> _Stated exercise_
Leaving out every picture, copy the lines of the data exactly, from the first through the line containing "type Glyph = 'plain' | 'docker' | 'people'".

::: Supplied information :::

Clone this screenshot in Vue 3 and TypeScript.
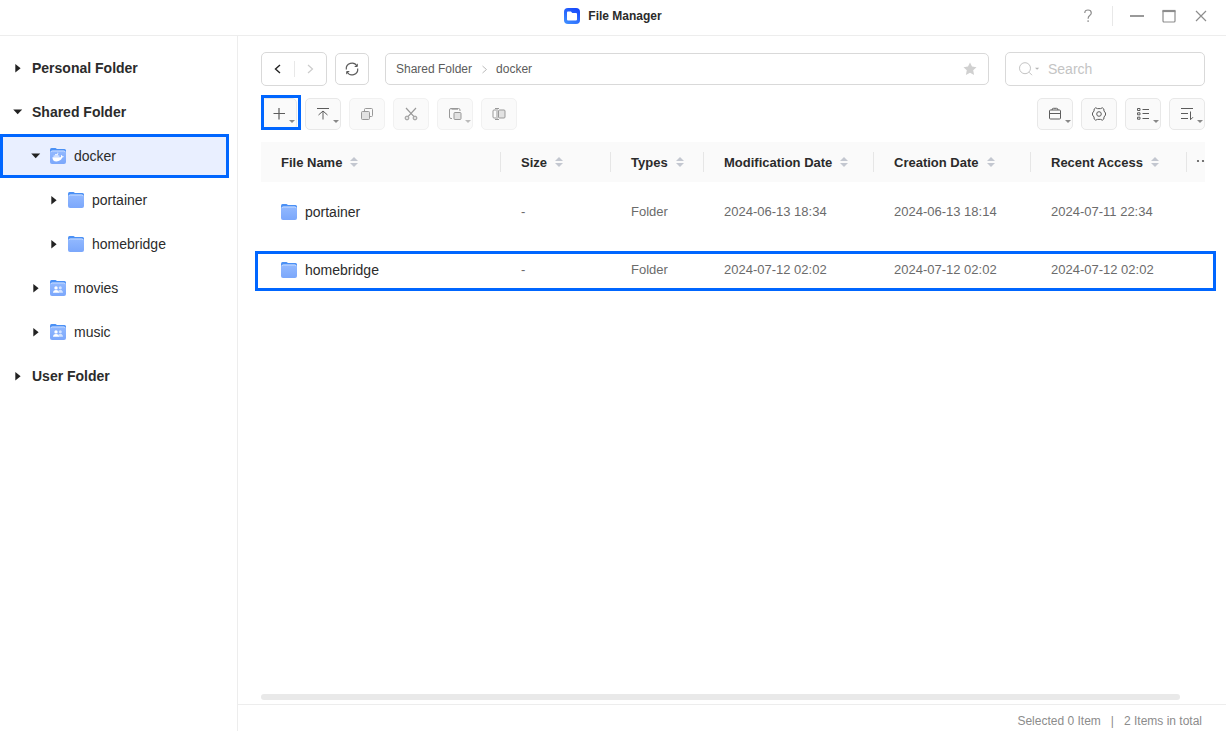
<script setup lang="ts">
import { ref } from 'vue'

type Glyph = 'plain' | 'docker' | 'people'

interface TreeNode {
  label: string
  level: 0 | 1 | 2
  open?: boolean
  icon?: Glyph
  selected?: boolean
}

interface Column {
  key: string
  label: string
}

interface FileRow {
  name: string
  size: string
  type: string
  modified: string
  created: string
  accessed: string
  marked?: boolean
}

const tree: TreeNode[] = [
  { label: 'Personal Folder', level: 0 },
  { label: 'Shared Folder', level: 0, open: true },
  { label: 'docker', level: 1, open: true, icon: 'docker', selected: true },
  { label: 'portainer', level: 2, icon: 'plain' },
  { label: 'homebridge', level: 2, icon: 'plain' },
  { label: 'movies', level: 1, icon: 'people' },
  { label: 'music', level: 1, icon: 'people' },
  { label: 'User Folder', level: 0 },
]

const columns: Column[] = [
  { key: 'name', label: 'File Name' },
  { key: 'size', label: 'Size' },
  { key: 'type', label: 'Types' },
  { key: 'modified', label: 'Modification Date' },
  { key: 'created', label: 'Creation Date' },
  { key: 'accessed', label: 'Recent Access' },
]

const files: FileRow[] = [
  {
    name: 'portainer',
    size: '-',
    type: 'Folder',
    modified: '2024-06-13 18:34',
    created: '2024-06-13 18:14',
    accessed: '2024-07-11 22:34',
  },
  {
    name: 'homebridge',
    size: '-',
    type: 'Folder',
    modified: '2024-07-12 02:02',
    created: '2024-07-12 02:02',
    accessed: '2024-07-12 02:02',
    marked: true,
  },
]

const query = ref('')
</script>

<template>
  <div class="window">
    <svg class="defs" aria-hidden="true">
      <defs>
        <linearGradient id="folder-front" x1="0" y1="0" x2="0" y2="1">
          <stop offset="0" stop-color="#92b9ff" />
          <stop offset="1" stop-color="#7ba7fb" />
        </linearGradient>
        <linearGradient id="app-bg" x1="0.8" y1="0" x2="0.2" y2="1">
          <stop offset="0" stop-color="#1546fb" />
          <stop offset="1" stop-color="#3f8dff" />
        </linearGradient>
      </defs>
      <symbol id="i-plain" viewBox="0 0 16 16">
        <path d="M0 2Q0 0 1.500 0H5.500L7 1H14.500Q16 1 16 2.500V8H0z" fill="#4a90f5" />
        <path d="M0 4.500Q0 2.500 2 2.500H14Q16 2.500 16 4.500V14Q16 16 14 16H2Q0 16 0 14z" fill="url(#folder-front)" />
        <path d="M1 4.200Q1.200 3 2.400 3H13.600Q14.800 3 15 4.200" fill="none" stroke="#cfe1ff" stroke-width="0.900" />
      </symbol>
      <symbol id="i-docker" viewBox="0 0 16 16">
        <use href="#i-plain" />
        <path d="M2.400 9.200H10.500Q11.400 8.800 10.900 7.400L11.500 7Q12.300 7.500 12.400 8.300Q13.300 8.100 14 8.600Q13.400 9.600 12.200 9.600Q10.900 13.400 6.500 13.400Q2.400 13.400 2.400 9.200z" fill="#fff" />
        <path d="M3.500 7.400h5.900v1.400H3.500zM5 6h3v1.200H5zM7 4.800h1.400v1H7z" fill="#e3edff" />
      </symbol>
      <symbol id="i-people" viewBox="0 0 16 16">
        <use href="#i-plain" />
        <g fill="#d3e3ff">
          <circle cx="10.300" cy="7.700" r="1.500" />
          <path d="M8.500 12.800V10.500Q10 9.300 11.500 9.900Q13 10.700 13 12.800z" />
        </g>
        <g fill="#fff">
          <circle cx="6" cy="7.900" r="1.700" />
          <path d="M3 12.800Q3 9.900 6 9.900T9 12.800z" />
        </g>
      </symbol>
    </svg>

    <header class="titlebar">
      <div class="app-title">
        <svg width="16" height="16" viewBox="0 0 16 16" aria-hidden="true">
          <rect width="16" height="16" rx="4" fill="url(#app-bg)" />
          <path d="M3 4.500Q3 3.600 3.900 3.600H6.900L8.300 5H12Q13 5 13 6V11.400Q13 12.400 12 12.400H4Q3 12.400 3 11.400z" fill="#fff" />
        </svg>
        <h1>File Manager</h1>
      </div>
      <div class="window-controls">
        <button type="button" class="bare" aria-label="Help">
          <svg width="16" height="16" viewBox="0 0 16 16" class="line grey thick">
            <path d="M4.800 5Q4.800 2 8 2T11.300 4.900Q11.300 6.300 9.700 7.400T8.100 10.700" />
            <path d="M8.100 12.300v1.700" />
          </svg>
        </button>
        <span class="bar"></span>
        <button type="button" class="bare" aria-label="Minimize">
          <svg width="16" height="16" viewBox="0 0 16 16"><path d="M1 8h14" fill="none" stroke="#999" stroke-width="2" /></svg>
        </button>
        <button type="button" class="bare" aria-label="Maximize">
          <svg width="16" height="16" viewBox="0 0 16 16" fill="none" stroke="#8d8d8d">
            <rect x="2" y="2.500" width="12" height="11.500" rx="1" stroke-width="1.200" /><path d="M1.500 3h13" stroke-width="2.200" />
          </svg>
        </button>
        <button type="button" class="bare" aria-label="Close">
          <svg width="16" height="16" viewBox="0 0 16 16" class="line grey thick"><path d="M3 3l10 10M13 3L3 13" /></svg>
        </button>
      </div>
    </header>

    <div class="body">
      <nav class="sidebar" aria-label="Folders">
        <ul>
          <li v-for="node in tree" :key="node.label">
            <button type="button" class="node" :class="['level-' + node.level, { selected: node.selected }]" :aria-expanded="!!node.open">
              <svg class="arrow" width="8" height="10" viewBox="0 0 8 10" aria-hidden="true">
                <path v-if="node.open" d="M-0.800 2.500h9L3.700 7.300z" />
                <path v-else d="M1.300 1v8.400L6.600 5.200z" />
              </svg>
              <svg v-if="node.icon" class="folder" width="16" height="16" aria-hidden="true"><use :href="'#i-' + node.icon" /></svg>
              <span>{{ node.label }}</span>
            </button>
          </li>
        </ul>
      </nav>

      <main class="main">
        <div class="content">
          <div class="location">
            <div class="history">
              <button type="button" aria-label="Back">
                <svg width="16" height="16" viewBox="0 0 16 16" fill="none" stroke="#222" stroke-width="1.400"><path d="M10 4L5.500 8L10 12" /></svg>
              </button>
              <span class="bar"></span>
              <button type="button" aria-label="Forward" disabled>
                <svg width="16" height="16" viewBox="0 0 16 16" fill="none" stroke="#ccc" stroke-width="1.200"><path d="M6 4L10.500 8L6 12" /></svg>
              </button>
            </div>
            <button type="button" class="refresh" aria-label="Refresh">
              <svg width="16" height="16" viewBox="0 0 16 16" class="line">
                <path d="M2.300 8.500A5.700 5.700 0 0 1 13 5.200M13.700 7.500A5.700 5.700 0 0 1 3 10.800" stroke-width="1.200" />
                <path d="M13.300 2.800V5.500H10.700M2.700 13.200V10.500H5.300" />
              </svg>
            </button>
            <div class="path">
              <a href="#shared">Shared Folder</a>
              <svg width="8" height="10" viewBox="0 0 8 10" fill="none" stroke="#bbb"><path d="M2.500 2L6.500 5.500L2.500 9" /></svg>
              <a href="#docker">docker</a>
              <button type="button" class="bare star" aria-label="Add to favorites">
                <svg width="16" height="16" viewBox="0 0 16 16"><path d="M8 1.500l2 4 4.500.7-3.300 3.100.9 4.600L8 11.700l-4.100 2.200.9-4.600-3.300-3.100L6 5.500z" fill="#d0d0d0" /></svg>
              </button>
            </div>
            <div class="search">
              <button type="button" class="bare" aria-label="Search options">
                <svg width="24" height="16" viewBox="0 0 24 16">
                  <g fill="none" stroke="#c4c4c4"><circle cx="7" cy="7.200" r="5.500" /><path d="M11 11.200l3 3" /></g>
                  <path d="M17 6.800h4.200l-2.100 2z" fill="#b5b5b5" />
                </svg>
              </button>
              <input v-model="query" type="text" placeholder="Search" aria-label="Search" />
            </div>
          </div>

          <div class="toolbar">
            <button type="button" class="tool callout" aria-label="New">
              <svg width="16" height="16" viewBox="0 0 16 16" class="line"><path d="M2.500 7.500h11.500M8 2v11.500" stroke-width="1.200" /></svg>
              <span class="caret"></span>
            </button>
            <button type="button" class="tool" aria-label="Upload">
              <svg width="16" height="16" viewBox="0 0 16 16" class="line"><path d="M2 2.500h12M8 13.500V5M3.500 9L8 5l4.500 4" /></svg>
              <span class="caret"></span>
            </button>
            <button type="button" class="tool off" aria-label="Copy" disabled>
              <svg width="16" height="16" viewBox="0 0 16 16" class="line">
                <rect x="2.500" y="5.500" width="8" height="8" rx="1" fill="#e2e2e2" /><path d="M5.500 5.500V3.500Q5.500 2.500 6.500 2.500H12.500Q13.500 2.500 13.500 3.500V9.500Q13.500 10.500 12.500 10.500H10.500" />
              </svg>
            </button>
            <button type="button" class="tool off" aria-label="Cut" disabled>
              <svg width="16" height="16" viewBox="0 0 16 16" class="line">
                <path d="M3 2L11 10.700M13 2L5 10.700" stroke-width="1.200" /><circle cx="4" cy="12" r="1.900" fill="#e2e2e2" /><circle cx="12" cy="12" r="1.900" fill="#e2e2e2" />
              </svg>
            </button>
            <button type="button" class="tool off" aria-label="Paste" disabled>
              <svg width="16" height="16" viewBox="0 0 16 16" class="line">
                <path d="M5 12.500H4Q2.500 12.500 2.500 11V4Q2.500 2.500 4 2.500H11.500Q13 2.500 13 4V5M4.500 3.200h6.500" /><rect x="7" y="6.500" width="7" height="7" rx="1" fill="#e2e2e2" />
              </svg>
              <span class="caret"></span>
            </button>
            <button type="button" class="tool off" aria-label="Rename" disabled>
              <svg width="16" height="16" viewBox="0 0 16 16" class="line">
                <rect x="7.500" y="4" width="6.500" height="8" rx="1" fill="#e2e2e2" /><path d="M5 4H3Q2 4 2 5V11Q2 12 3 12H5M4 2.500H8M4 13.500H8M6 2.500V13.500" />
              </svg>
            </button>
            <span class="spacer"></span>
            <button type="button" class="tool" aria-label="Tools">
              <svg width="16" height="16" viewBox="0 0 16 16" class="line"><rect x="2.500" y="4" width="11" height="9" rx="1" /><path d="M2.500 7.500h11M5 4Q5 2.300 6.500 2.300H9.500Q11 2.300 11 4" /></svg>
              <span class="caret"></span>
            </button>
            <button type="button" class="tool" aria-label="Settings">
              <svg width="16" height="16" viewBox="0 0 16 16" class="line">
                <path d="M4.600 1.800L6.500 2.600H9.500L11.400 1.800L12.800 3L13 5L14.500 7V9L13 11L12.800 13L11.400 14.200L9.500 13.400H6.500L4.600 14.200L3.200 13L3 11L1.500 9V7L3 5L3.200 3z" stroke-linejoin="round" /><circle cx="8" cy="8" r="2.300" />
              </svg>
            </button>
            <button type="button" class="tool" aria-label="View mode">
              <svg width="16" height="16" viewBox="0 0 16 16" class="line">
                <path d="M2.500 2.500h2.500v2h-2.500zM2.500 6.800h2.500v2h-2.500zM2.500 11.200h2.500v2h-2.500zM7.500 3.500h6.500M7.500 7.500h6.500M7.500 12.500h6.500" />
              </svg>
              <span class="caret"></span>
            </button>
            <button type="button" class="tool" aria-label="Sort order">
              <svg width="16" height="16" viewBox="0 0 16 16" class="line"><path d="M2 2.500h12M2 7.500h7M2 12.500h7M11.500 5.500v8.200l2.500-2.500" /></svg>
              <span class="caret"></span>
            </button>
          </div>

          <table class="files">
            <colgroup>
              <col />
              <col class="c-size" />
              <col class="c-type" />
              <col class="c-modified" />
              <col class="c-created" />
              <col class="c-accessed" />
              <col class="c-more" />
            </colgroup>
            <thead>
              <tr>
                <th v-for="col in columns" :key="col.key" scope="col">
                  <div class="head">
                    <span>{{ col.label }}</span>
                    <svg width="8" height="10" viewBox="0 0 8 10" aria-hidden="true"><path d="M0 4h8L4 0zM0 6h8L4 10z" fill="#c3c7d0" /></svg>
                  </div>
                </th>
                <th scope="col" class="more">
                  <button type="button" class="bare" aria-label="More columns">
                    <svg width="16" height="16" viewBox="0 0 16 16" fill="#555"><circle cx="3" cy="8" r="1.100" /><circle cx="8" cy="8" r="1.100" /><circle cx="13" cy="8" r="1.100" /></svg>
                  </button>
                </th>
              </tr>
            </thead>
            <tbody>
              <tr v-for="file in files" :key="file.name">
                <td>
                  <div class="name">
                    <svg width="16" height="16" aria-hidden="true"><use href="#i-plain" /></svg>
                    <span>{{ file.name }}</span>
                  </div>
                  <span v-if="file.marked" class="mark"></span>
                </td>
                <td>{{ file.size }}</td>
                <td>{{ file.type }}</td>
                <td>{{ file.modified }}</td>
                <td>{{ file.created }}</td>
                <td>{{ file.accessed }}</td>
                <td></td>
              </tr>
            </tbody>
          </table>

          <div class="scroll-track"><div class="scroll-thumb"></div></div>
        </div>

        <footer class="status">
          <span>Selected 0 Item</span>
          <span class="pipe">|</span>
          <span>2 Items in total</span>
        </footer>
      </main>
    </div>
  </div>
</template>

<style>
body {
  margin: 0;
}
</style>

<style scoped>
.window {
  display: flex;
  flex-direction: column;
  min-height: 100vh;
  background: #fff;
  color: #2b2b2b;
  font-family: "Liberation Sans", Arial, sans-serif;
  font-size: 14px;
}
.window *,
.window *::after {
  box-sizing: border-box;
}
.defs {
  position: absolute;
  width: 0;
  height: 0;
}
svg {
  display: block;
  flex: none;
}
button {
  margin: 0;
  padding: 0;
  font: inherit;
  color: inherit;
}
.bare {
  border: 0;
  background: none;
}
.line {
  fill: none;
  stroke: #5c5c5c;
}
.line.grey {
  stroke: #8d8d8d;
}
.line.thick {
  stroke-width: 1.2;
}
.bar {
  width: 1px;
  height: 20px;
  background: #e8e8e8;
}
.titlebar {
  display: grid;
  grid-template-columns: 1fr auto 1fr;
  align-items: center;
  height: 36px;
  padding-bottom: 4px;
  border-bottom: 1px solid #ededed;
}
.app-title {
  grid-column: 2;
  display: flex;
  align-items: center;
  gap: 8px;
}
h1 {
  margin: 0;
  font-size: 12px;
  line-height: 16px;
}
.window-controls {
  display: flex;
  justify-content: flex-end;
  align-items: center;
  gap: 16px;
  padding-right: 17px;
}
.body {
  display: flex;
  flex: 1;
}
.sidebar {
  flex: none;
  width: 238px;
  padding: 10px 8px 0 0;
  border-right: 1px solid #ededed;
}
ul {
  margin: 0;
  padding: 0;
  list-style: none;
}
.node {
  display: flex;
  align-items: center;
  width: 100%;
  height: 44px;
  padding-left: 14px;
  border: 0;
  background: none;
}
.level-0 {
  font-weight: bold;
}
.level-1 {
  padding-left: 32px;
}
.level-2 {
  padding-left: 50px;
}
.node.selected {
  padding-left: 29px;
  border: 3px solid #0066ff;
  background: #e9efff;
}
.arrow {
  margin-right: 10px;
  overflow: visible;
  fill: #222;
}
.folder {
  margin-right: 8px;
}
.main {
  display: flex;
  flex: 1;
  flex-direction: column;
  min-width: 0;
}
.content {
  display: flex;
  flex: 1;
  flex-direction: column;
  padding: 16px 21px 4px 23px;
}
.location {
  display: flex;
  align-items: center;
  height: 34px;
}
.history,
.refresh,
.path,
.search {
  display: flex;
  align-items: center;
  border: 1px solid #d9d9d9;
  border-radius: 5px;
  background: #fff;
}
.history {
  width: 66px;
  height: 34px;
}
.history .bar {
  height: 16px;
}
.history button {
  display: flex;
  flex: 1;
  align-items: center;
  justify-content: center;
  border: 0;
  background: none;
}
.refresh {
  justify-content: center;
  width: 34px;
  height: 32px;
  margin-left: 8px;
}
.path {
  flex: 1;
  gap: 8px;
  height: 32px;
  margin: 0 16px;
  padding: 0 10px;
  font-size: 12px;
}
.path a {
  color: #5c5c5c;
  text-decoration: none;
}
.star {
  margin-left: auto;
}
.search {
  width: 200px;
  height: 34px;
  padding: 0 12px;
}
.search input {
  flex: 1;
  min-width: 0;
  margin-left: 6px;
  padding: 0;
  border: 0;
  outline: 0;
  background: none;
  font: inherit;
}
.search input::placeholder {
  color: #c4c4c4;
}
.toolbar {
  display: flex;
  gap: 8px;
  margin: 12px 0;
}
.tool {
  position: relative;
  display: flex;
  align-items: center;
  justify-content: center;
  width: 36px;
  height: 32px;
  border: 1px solid #e8e8e8;
  border-radius: 5px;
  background: #fafafa;
}
.tool.off {
  border-color: #f1f1f1;
}
.tool.off .line {
  stroke: #999;
}
.caret {
  position: absolute;
  right: 1px;
  bottom: 6px;
  border: 3px solid transparent;
  border-top-color: #888;
  border-bottom: 0;
}
.off .caret {
  border-top-color: #bbb;
}
.callout::after {
  content: "";
  position: absolute;
  inset: -4px -5px -1px -1px;
  border: 3px solid #0066ff;
}
.spacer {
  flex: 1;
}
.files {
  width: 100%;
  table-layout: fixed;
  border-collapse: collapse;
  font-size: 13px;
}
.c-size {
  width: 110px;
}
.c-type {
  width: 93px;
}
.c-modified {
  width: 170px;
}
.c-created {
  width: 157px;
}
.c-accessed {
  width: 156px;
}
.c-more {
  width: 18px;
}
th,
td {
  padding: 0 0 0 20px;
  text-align: left;
  white-space: nowrap;
}
th {
  height: 40px;
  background: #fafafa;
}
.head {
  display: flex;
  align-items: center;
  gap: 8px;
  height: 20px;
  border-right: 1px solid #e6e6e6;
}
th.more {
  padding-left: 8px;
  overflow: hidden;
}
tbody tr {
  position: relative;
}
td {
  height: 58px;
  color: #6b6b6b;
}
.name {
  display: flex;
  align-items: center;
  gap: 8px;
  padding-top: 2px;
  color: #2b2b2b;
  font-size: 14px;
}
.mark {
  position: absolute;
  inset: 11px -11px 7px -6px;
  border: 3px solid #0066ff;
}
.scroll-track {
  margin-top: auto;
  padding-right: 25px;
}
.scroll-thumb {
  height: 6px;
  border-radius: 3px;
  background: #e9e9e9;
}
.status {
  display: flex;
  align-items: center;
  justify-content: flex-end;
  gap: 10px;
  height: 27px;
  padding: 6px 24px 0 0;
  border-top: 1px solid #ededed;
  color: #8c8c8c;
  font-size: 12px;
}
</style>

:::

> _Output_
Clone this screenshot in Vue 3 and TypeScript.
<script setup lang="ts">
import { ref } from 'vue'

type Glyph = 'plain' | 'docker' | 'people'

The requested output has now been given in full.